>> START Excerpted data

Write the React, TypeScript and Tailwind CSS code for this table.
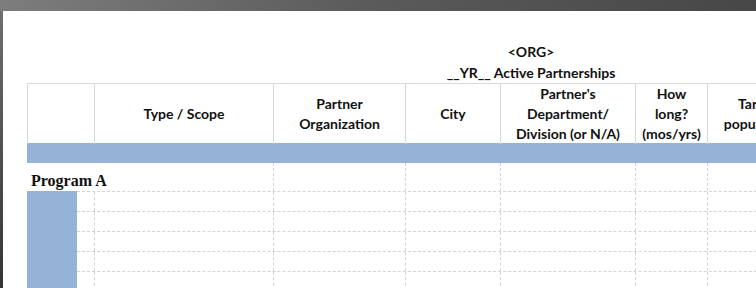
const cols = "grid-cols-[67px_179px_132px_95px_135px_72px_100px]";

const headers: string[][] = [
  [],
  ["Type / Scope"],
  ["Partner", "Organization"],
  ["City"],
  ["Partner's", "Department/", "Division (or N/A)"],
  ["How", "long?", "(mos/yrs)"],
  ["Target", "population"],
];

const bodyRows = [0, 1, 2, 3, 4];

export default function App() {
  return (
    <div className="w-[756px] h-[288px] overflow-hidden flex flex-col bg-gradient-to-r from-[#7d7d7d] via-[#5a5a5a] to-[#474747]">
      <div className="h-[11px] shrink-0" />
      <div className="flex flex-1">
        <div className="w-[3px] shrink-0 bg-gradient-to-b from-[#6f6f6f] to-[#343434]" />
        <div className="flex-1 bg-white pl-[24px] pt-[30px] overflow-hidden">
          {/* title */}
          <div
            className="ml-[354px] w-[300px] text-center font-bold text-[14px] leading-[21px] text-[#111]"
            style={{ fontFamily: "Lato, 'Open Sans', sans-serif" }}
          >
            <div>&lt;ORG&gt;</div>
            <div>__YR__ Active Partnerships</div>
          </div>

          <div className="w-[780px]">
            {/* header */}
            <div
              className={`grid ${cols} h-[60px] border-t border-[#d3d9e3] font-bold text-[14px] leading-[20px] text-[#111]`}
              style={{ fontFamily: "Lato, 'Open Sans', sans-serif" }}
            >
              {headers.map((lines, i) => (
                <div
                  key={i}
                  className="border-l border-[#d3d9e3] flex flex-col items-center justify-center text-center whitespace-nowrap"
                >
                  {lines.map((l) => (
                    <div key={l}>{l}</div>
                  ))}
                </div>
              ))}
            </div>

            {/* blue band */}
            <div className="h-[20px] bg-[#95b3d7]" />

            {/* program row */}
            <div className="grid grid-cols-[246px_132px_95px_135px_72px_100px] h-[28px]">
              <div
                className="flex items-end pl-[4px] font-bold text-[16px] leading-[20px] text-[#111]"
                style={{ fontFamily: "'Liberation Serif', serif" }}
              >
                Program A
              </div>
              {[0, 1, 2, 3, 4].map((i) => (
                <div key={i} className="border-l border-dashed border-[#d4d4d4]" />
              ))}
            </div>

            {/* body rows */}
            <div className="flex">
              <div className="w-[50px] shrink-0 bg-[#95b3d7]" />
              <div className="flex-1">
                {bodyRows.map((r) => (
                  <div
                    key={r}
                    className="grid grid-cols-[17px_179px_132px_95px_135px_72px_100px] h-[20px] border-t border-dashed border-[#d4d4d4]"
                  >
                    <div />
                    {[0, 1, 2, 3, 4, 5].map((i) => (
                      <div key={i} className="border-l border-dashed border-[#d4d4d4]" />
                    ))}
                  </div>
                ))}
              </div>
            </div>
          </div>
        </div>
      </div>
    </div>
  );
}
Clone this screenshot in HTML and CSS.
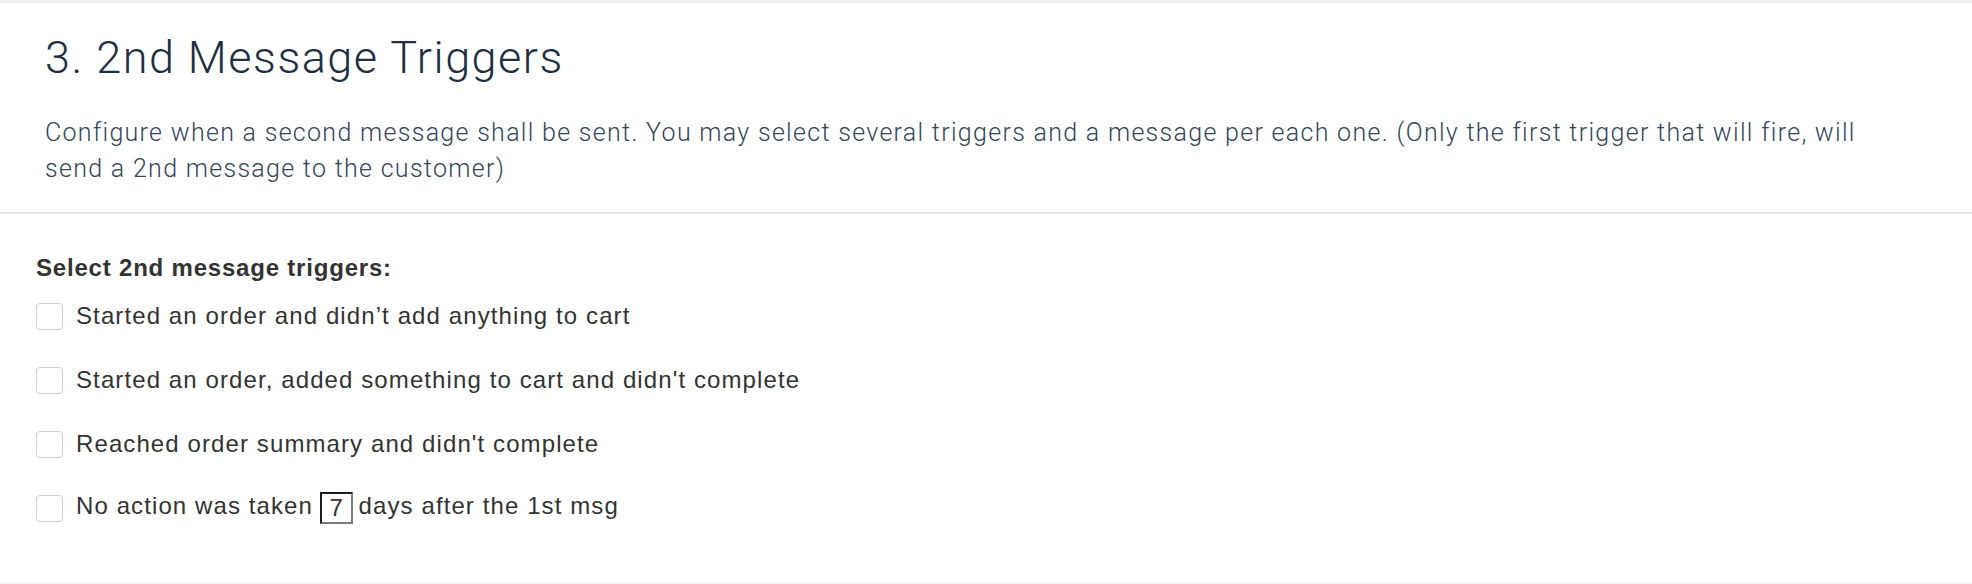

>> END Excerpted data

* [Aim of the exercise] Give every line back word for word and leave the pictures out.

* [The solution]
Write the React, TypeScript and Tailwind CSS code for this table.
const cols = "grid-cols-[67px_179px_132px_95px_135px_72px_100px]";

const headers: string[][] = [
  [],
  ["Type / Scope"],
  ["Partner", "Organization"],
  ["City"],
  ["Partner's", "Department/", "Division (or N/A)"],
  ["How", "long?", "(mos/yrs)"],
  ["Target", "population"],
];

const bodyRows = [0, 1, 2, 3, 4];

export default function App() {
  return (
    <div className="w-[756px] h-[288px] overflow-hidden flex flex-col bg-gradient-to-r from-[#7d7d7d] via-[#5a5a5a] to-[#474747]">
      <div className="h-[11px] shrink-0" />
      <div className="flex flex-1">
        <div className="w-[3px] shrink-0 bg-gradient-to-b from-[#6f6f6f] to-[#343434]" />
        <div className="flex-1 bg-white pl-[24px] pt-[30px] overflow-hidden">
          {/* title */}
          <div
            className="ml-[354px] w-[300px] text-center font-bold text-[14px] leading-[21px] text-[#111]"
            style={{ fontFamily: "Lato, 'Open Sans', sans-serif" }}
          >
            <div>&lt;ORG&gt;</div>
            <div>__YR__ Active Partnerships</div>
          </div>

          <div className="w-[780px]">
            {/* header */}
            <div
              className={`grid ${cols} h-[60px] border-t border-[#d3d9e3] font-bold text-[14px] leading-[20px] text-[#111]`}
              style={{ fontFamily: "Lato, 'Open Sans', sans-serif" }}
            >
              {headers.map((lines, i) => (
                <div
                  key={i}
                  className="border-l border-[#d3d9e3] flex flex-col items-center justify-center text-center whitespace-nowrap"
                >
                  {lines.map((l) => (
                    <div key={l}>{l}</div>
                  ))}
                </div>
              ))}
            </div>

            {/* blue band */}
            <div className="h-[20px] bg-[#95b3d7]" />

            {/* program row */}
            <div className="grid grid-cols-[246px_132px_95px_135px_72px_100px] h-[28px]">
              <div
                className="flex items-end pl-[4px] font-bold text-[16px] leading-[20px] text-[#111]"
                style={{ fontFamily: "'Liberation Serif', serif" }}
              >
                Program A
              </div>
              {[0, 1, 2, 3, 4].map((i) => (
                <div key={i} className="border-l border-dashed border-[#d4d4d4]" />
              ))}
            </div>

            {/* body rows */}
            <div className="flex">
              <div className="w-[50px] shrink-0 bg-[#95b3d7]" />
              <div className="flex-1">
                {bodyRows.map((r) => (
                  <div
                    key={r}
                    className="grid grid-cols-[17px_179px_132px_95px_135px_72px_100px] h-[20px] border-t border-dashed border-[#d4d4d4]"
                  >
                    <div />
                    {[0, 1, 2, 3, 4, 5].map((i) => (
                      <div key={i} className="border-l border-dashed border-[#d4d4d4]" />
                    ))}
                  </div>
                ))}
              </div>
            </div>
          </div>
        </div>
      </div>
    </div>
  );
}
Clone this screenshot in HTML and CSS.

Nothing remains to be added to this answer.